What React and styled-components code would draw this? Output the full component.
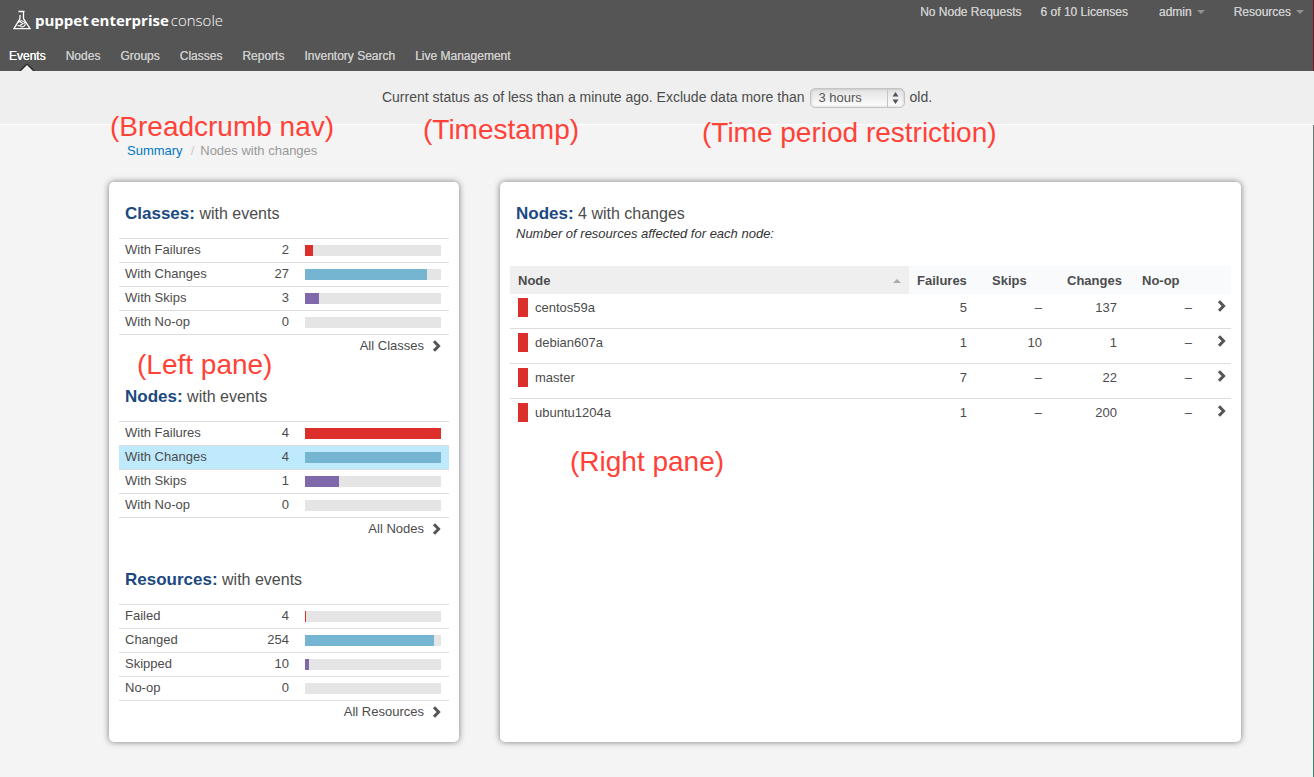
import React from "react";
import styled, { createGlobalStyle } from "styled-components";

const GlobalStyle = createGlobalStyle`
  * { box-sizing: border-box; }
  body {
    margin: 0;
    background: #f4f4f4;
    color: #4c4c4c;
    font: 13px/18px "Liberation Sans", Arial, sans-serif;
  }
  a { color: inherit; text-decoration: none; }
`;

const Page = styled.div`
  min-height: 100vh;
  position: relative;
  background: linear-gradient(#777, #3c8371) right / 1px 100% no-repeat;
`;

const Header = styled.header`
  background: #555;
  height: 71px;
  display: flex;
  justify-content: space-between;
  align-items: flex-start;
  border-right: 1px solid #7a1526;
`;

const Brand = styled.a`
  display: flex;
  align-items: center;
  height: 24px;
  margin: 8px 0 0 12px;
  color: #fff;
  font: 15px/24px "Open Sans", sans-serif;
`;

const BrandStrong = styled.span`
  display: flex;
  gap: 2px;
  font-weight: 700;
  margin-left: 3px;
`;

const BrandLight = styled.span`
  font-weight: 300;
  margin-left: 2px;
`;

const MainNav = styled.nav`
  display: flex;
  gap: 20px;
  padding: 15px 0 0 9px;
`;

const NavLink = styled.a`
  position: relative;
  height: 24px;
  font-size: 12px;
  color: ${(p) => (p.$active ? "#fff" : "#ccc")};
  text-shadow: 0 0 currentColor;
`;

const Pointer = styled.svg`
  position: absolute;
  left: 50%;
  bottom: 0;
  transform: translateX(-50%);
`;

const UserNav = styled.nav`
  display: flex;
  color: #ccc;
  font-size: 12px;
  padding: 3px 9px 0 0;
  text-shadow: 0 0 currentColor;
`;

const UserItem = styled.a`
  display: flex;
  align-items: center;
  gap: 5px;
  margin-left: ${(p) => p.$gap}px;
`;

const StatusBar = styled.form`
  display: flex;
  align-items: center;
  justify-content: center;
  gap: 5px;
  height: 54px;
  background: #efefef;
  border-bottom: 1px solid #fff;
  font-size: 14px;
  line-height: 20px;
`;

const StatusText = styled.label`
  padding-bottom: 2px;
`;

const SelectWrap = styled.span`
  position: relative;
  display: flex;
`;

const PeriodSelect = styled.select`
  appearance: none;
  width: 95px;
  height: 20px;
  padding: 0 8px;
  border: 1px solid #c4c4c4;
  border-radius: 5px;
  background: linear-gradient(#e2e2e2, #fdfdfd);
  box-shadow: inset 0 0 3px rgba(0, 0, 0, 0.2);
  color: #555;
  font: 13px/18px "Liberation Sans", Arial, sans-serif;
`;

const Stepper = styled.svg`
  position: absolute;
  right: 0;
  top: 0;
  pointer-events: none;
`;

const Content = styled.main`
  margin: 0 73px 0 109px;
  padding-bottom: 34px;
`;

const Breadcrumb = styled.nav`
  display: flex;
  height: 57px;
  padding: 17px 0 0 18px;
  color: #999;
`;

const Crumb = styled.a`
  color: #0077c2;
`;

const Slash = styled.span`
  color: #ccc;
  margin: 0 6px 0 8px;
`;

const Panes = styled.div`
  display: grid;
  grid-template-columns: 350px 1fr;
  gap: 41px;
`;

const Pane = styled.section`
  background: #fff;
  border-radius: 5px;
  box-shadow: 0 0 6px rgba(0, 0, 0, 0.5);
  padding: 20px 10px 15px;
`;

const Heading = styled.h2`
  margin: 0;
  padding-left: 6px;
  font-size: 16px;
  line-height: 24px;
  font-weight: 400;
`;

const Accent = styled.strong`
  font-size: 17px;
  color: #1b4980;
`;

const Note = styled.p`
  margin: 0 0 24px;
  padding-left: 6px;
  line-height: 16px;
  font-style: italic;
  color: #333;
`;

const Group = styled.div`
  height: 159px;
  margin-bottom: 24px;
  &:last-child { margin-bottom: 0; }
`;

const List = styled.ul`
  list-style: none;
  margin: 12px 0 0;
  padding: 0;
  border-top: 1px solid #ddd;
`;

const Item = styled.li`
  display: grid;
  grid-template-columns: 1fr 40px 136px;
  column-gap: 16px;
  align-items: start;
  height: 24px;
  padding: 0 8px 0 6px;
  line-height: 22px;
  border-bottom: 1px solid #ddd;
  background: ${(p) => (p.$selected ? "#bfe9fc" : "transparent")};
`;

const Count = styled.span`
  text-align: right;
`;

const Track = styled.span`
  height: 11px;
  margin-top: 6px;
  background: #e5e5e5;
`;

const Fill = styled.span`
  display: block;
  height: 11px;
  background: ${(p) => p.$color};
`;

const AllLink = styled.a`
  display: flex;
  justify-content: flex-end;
  align-items: center;
  gap: 8px;
  height: 22px;
  padding-right: 8px;
`;

const Table = styled.table`
  width: 100%;
  border-collapse: separate;
  border-spacing: 0;
  table-layout: fixed;
`;

const Th = styled.th`
  width: ${(p) => p.$width};
  height: 28px;
  padding: 2px 8px 0;
  text-align: left;
  background: ${(p) => (p.$sorted ? "#efefef" : "#f9fafc")};
`;

const SortHead = styled.span`
  display: flex;
  justify-content: space-between;
  align-items: center;
`;

const Td = styled.td`
  height: 35px;
  padding: 5px 17px 0 8px;
  vertical-align: top;
  text-align: right;
  border-bottom: 1px solid #ddd;
  tr:last-child > & { border-bottom-color: transparent; }
`;

const NameCell = styled(Td)`
  padding-top: 4px;
  text-align: left;
`;

const ArrowCell = styled(Td)`
  padding: 5px 5px 0 0;
`;

const NodeName = styled.a`
  display: flex;
  align-items: center;
  gap: 7px;
`;

const Swatch = styled.span`
  width: 10px;
  height: 19px;
  background: #dc2f2b;
`;

const Label = styled.span`
  position: absolute;
  left: ${(p) => p.$x}px;
  top: ${(p) => p.$y}px;
  color: #ff4238;
  font-size: 28px;
  line-height: 32px;
  white-space: nowrap;
  pointer-events: none;
`;

const Caret = () => (
  <svg width="8" height="4" viewBox="0 0 8 4"><path d="M0 0h8L4 4z" fill="#929292" /></svg>
);

const Chevron = () => (
  <svg width="9" height="12" viewBox="0 0 9 12">
    <path d="M2 1.200 6.600 6 2 10.800" fill="none" stroke="#555" strokeWidth="3" />
  </svg>
);

const Flask = () => (
  <svg width="20" height="21" viewBox="0 0 20 21" fill="none" stroke="#fff">
    <path d="M6.500 1.500h6M11.500 2v6.500L18 18.700H2L8 8.500V5" strokeWidth="1.300" />
    <path d="M6 12.500c1.500-2.500 6-2.500 7 .5s-2 4.500-4.500 3.500M7.500 11.500l3.500 2-3 2M5.500 15.500l3 .5" strokeWidth="1.100" />
  </svg>
);

const RED = "#dc2f2b";
const BLUE = "#76b5d1";
const PURPLE = "#8069ab";

const groups = [
  {
    title: "Classes", rows: [
      ["With Failures", 2, 6, RED], ["With Changes", 27, 90, BLUE],
      ["With Skips", 3, 10, PURPLE], ["With No-op", 0, 0, RED],
    ],
  },
  {
    title: "Nodes", selected: 1, rows: [
      ["With Failures", 4, 100, RED], ["With Changes", 4, 100, BLUE],
      ["With Skips", 1, 25, PURPLE], ["With No-op", 0, 0, RED],
    ],
  },
  {
    title: "Resources", rows: [
      ["Failed", 4, 1, RED], ["Changed", 254, 95, BLUE],
      ["Skipped", 10, 3, PURPLE], ["No-op", 0, 0, RED],
    ],
  },
];

const nodes = [
  ["centos59a", "5", "–", "137", "–"],
  ["debian607a", "1", "10", "1", "–"],
  ["master", "7", "–", "22", "–"],
  ["ubuntu1204a", "1", "–", "200", "–"],
];

const labels = [
  ["(Breadcrumb nav)", 110, 111],
  ["(Timestamp)", 423, 114],
  ["(Time period restriction)", 702, 117],
  ["(Left pane)", 137, 349],
  ["(Right pane)", 570, 446],
];

const sections = ["Events", "Nodes", "Groups", "Classes", "Reports", "Inventory Search", "Live Management"];

export default function App() {
  return (
    <Page>
      <GlobalStyle />
      <Header>
        <div>
          <Brand href="#">
            <Flask />
            <BrandStrong><span>puppet</span><span>enterprise</span></BrandStrong>
            <BrandLight>console</BrandLight>
          </Brand>
          <MainNav>
            {sections.map((name, i) => (
              <NavLink href="#" key={name} $active={i === 0}>
                {name}
                {i === 0 && (
                  <Pointer width="24" height="8" viewBox="0 0 24 8">
                    <defs>
                      <radialGradient id="glow" cx="12" cy="8" r="12" gradientUnits="userSpaceOnUse">
                        <stop offset="0.400" stopColor="#222" />
                        <stop offset="1" stopColor="#555" />
                      </radialGradient>
                    </defs>
                    <path d="M4 8 12 0l8 8z" fill="url(#glow)" />
                    <path d="M6 8 12 2l6 6z" fill="#efefef" />
                  </Pointer>
                )}
              </NavLink>
            ))}
          </MainNav>
        </div>
        <UserNav>
          <UserItem href="#" $gap={0}>No Node Requests</UserItem>
          <UserItem href="#" $gap={19}>6 of 10 Licenses</UserItem>
          <UserItem href="#" $gap={31}>admin <Caret /></UserItem>
          <UserItem href="#" $gap={29}>Resources <Caret /></UserItem>
        </UserNav>
      </Header>
      <StatusBar>
        <StatusText htmlFor="period">Current status as of less than a minute ago. Exclude data more than</StatusText>
        <SelectWrap>
          <PeriodSelect id="period"><option>3 hours</option></PeriodSelect>
          <Stepper width="18" height="20" viewBox="0 0 18 20">
            <path d="M.5 1v18" stroke="#c4c4c4" />
            <path d="M5.500 8.500 8.500 4 11.500 8.500zM5.500 11.500h6L8.500 16z" fill="#555" />
          </Stepper>
        </SelectWrap>
        <StatusText as="span">old.</StatusText>
      </StatusBar>
      <Content>
        <Breadcrumb>
          <Crumb href="#">Summary</Crumb><Slash>/</Slash><span>Nodes with changes</span>
        </Breadcrumb>
        <Panes>
          <Pane>
            {groups.map((g) => (
              <Group key={g.title}>
                <Heading><Accent>{g.title}:</Accent> with events</Heading>
                <List>
                  {g.rows.map(([name, count, share, color], i) => (
                    <Item key={name} $selected={g.selected === i}>
                      <a href="#">{name}</a>
                      <Count>{count}</Count>
                      <Track><Fill $color={color} style={{ width: `${share}%` }} /></Track>
                    </Item>
                  ))}
                </List>
                <AllLink href="#">All {g.title} <Chevron /></AllLink>
              </Group>
            ))}
          </Pane>
          <Pane>
            <Heading><Accent>Nodes:</Accent> 4 with changes</Heading>
            <Note>Number of resources affected for each node:</Note>
            <Table>
              <thead>
                <tr>
                  <Th $sorted>
                    <SortHead>
                      Node
                      <svg width="8" height="4" viewBox="0 0 8 4"><path d="M0 4h8L4 0z" fill="#aaa" /></svg>
                    </SortHead>
                  </Th>
                  <Th $width="75px">Failures</Th>
                  <Th $width="75px">Skips</Th>
                  <Th $width="75px">Changes</Th>
                  <Th $width="75px">No-op</Th>
                  <Th $width="22px" />
                </tr>
              </thead>
              <tbody>
                {nodes.map(([name, ...counts]) => (
                  <tr key={name}>
                    <NameCell><NodeName href="#"><Swatch />{name}</NodeName></NameCell>
                    {counts.map((c, i) => <Td key={i}>{c}</Td>)}
                    <ArrowCell><a href="#" aria-label={name}><Chevron /></a></ArrowCell>
                  </tr>
                ))}
              </tbody>
            </Table>
          </Pane>
        </Panes>
      </Content>
      {labels.map(([text, x, y]) => <Label key={text} $x={x} $y={y}>{text}</Label>)}
    </Page>
  );
}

________________________________________

> [Aim of the exercise] Find all lines where the word "components" appears. Copy them.

> [Correct output]
What React and styled-components code would draw this? Output the full component.
import styled, { createGlobalStyle } from "styled-components";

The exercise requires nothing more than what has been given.